The Department estimates it will spend £20.7 billion between 2015 and 2032 to provide 363,000 new grant-funded affordable homes. Through the 2015 and 2016 Programmes, the Department forecasts that 206,000 new grant-funded homes will be built. There is a clear demand for more social homes for rent, a tenure which is the only real affordable option for many people. Homes for social rent provide the highest value for money, but it is a ministerial decision that half of homes to be built under the 2021 Programme are for ownership rather than rental. And yet the Department has not calculated potential savings from reducing the number of people in temporary accommodation which is costly to the taxpayer.

As well as the total of homes the Department has sub targets for different categories of housing which it is also struggling to meet. For the 2021 Programme, the Department is set to miss its targets to deliver 10% of homes in rural areas and may struggle to deliver 10% of homes as supported homes (where support, supervision or care is provided alongside).

The Department does not focus support to local authorities with the highest housing needs. It specifies an overall target for new homes that local authorities should see built in their area but does not use the Programme to help individual councils meet these targets. Local authorities lack strong powers to shape development in their local areas as they face penalties if they do not approve enough development proposals put forward by housing providers to meet their overall targets.

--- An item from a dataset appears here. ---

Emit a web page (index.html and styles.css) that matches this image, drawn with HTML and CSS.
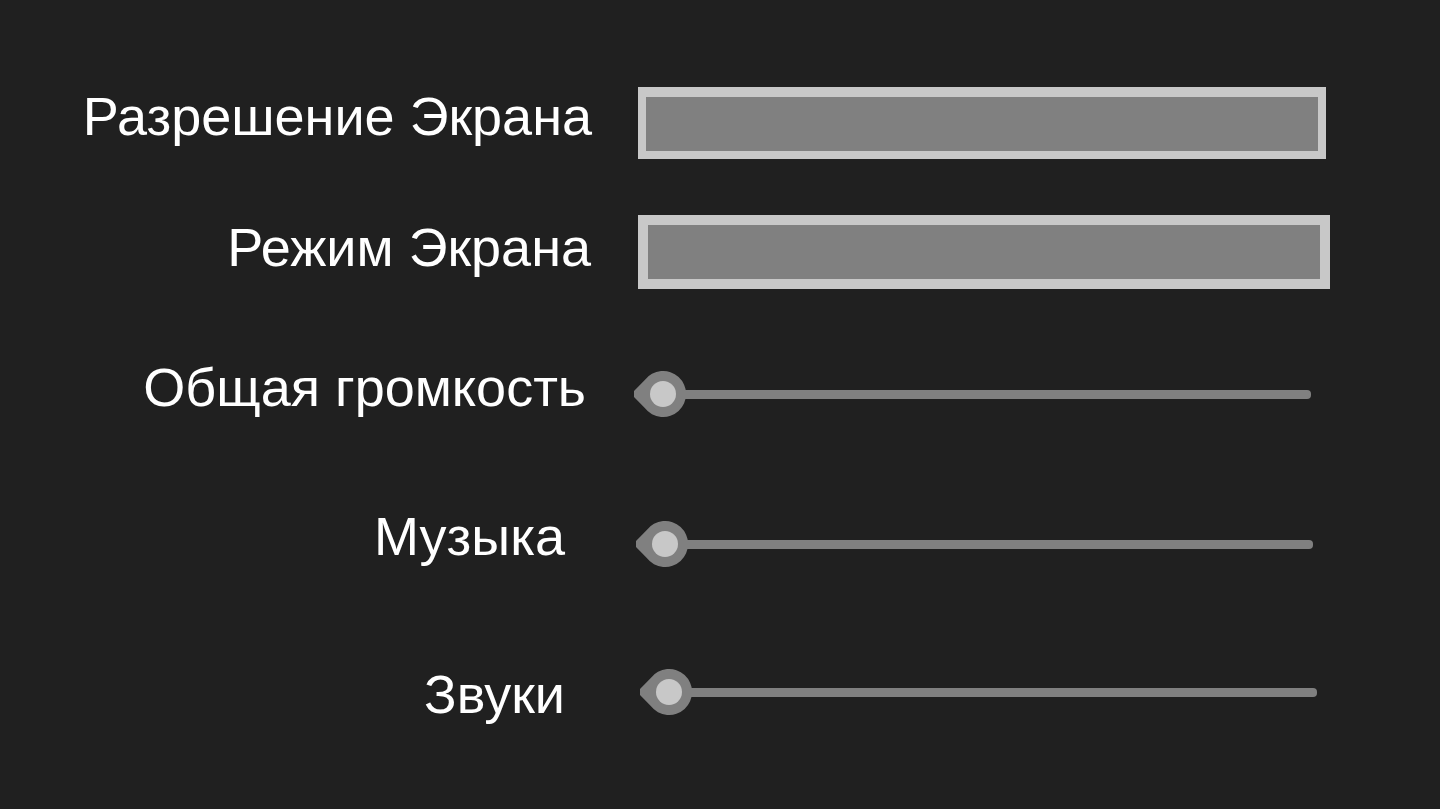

The Department has also not quantified potential savings by providing homes that could reduce local authorities’ spending on adult social care. On net-zero, the Department’s thinking was not advanced when it set up the 2021 Programme. It did not set any standards for homes to be net-zero, which may lead to expensive retrofitting occurring in the future. The Department fails to publish transparent data on where homes are built by local authority, or information about the type or size of homes, making it difficult to hold the Department to account.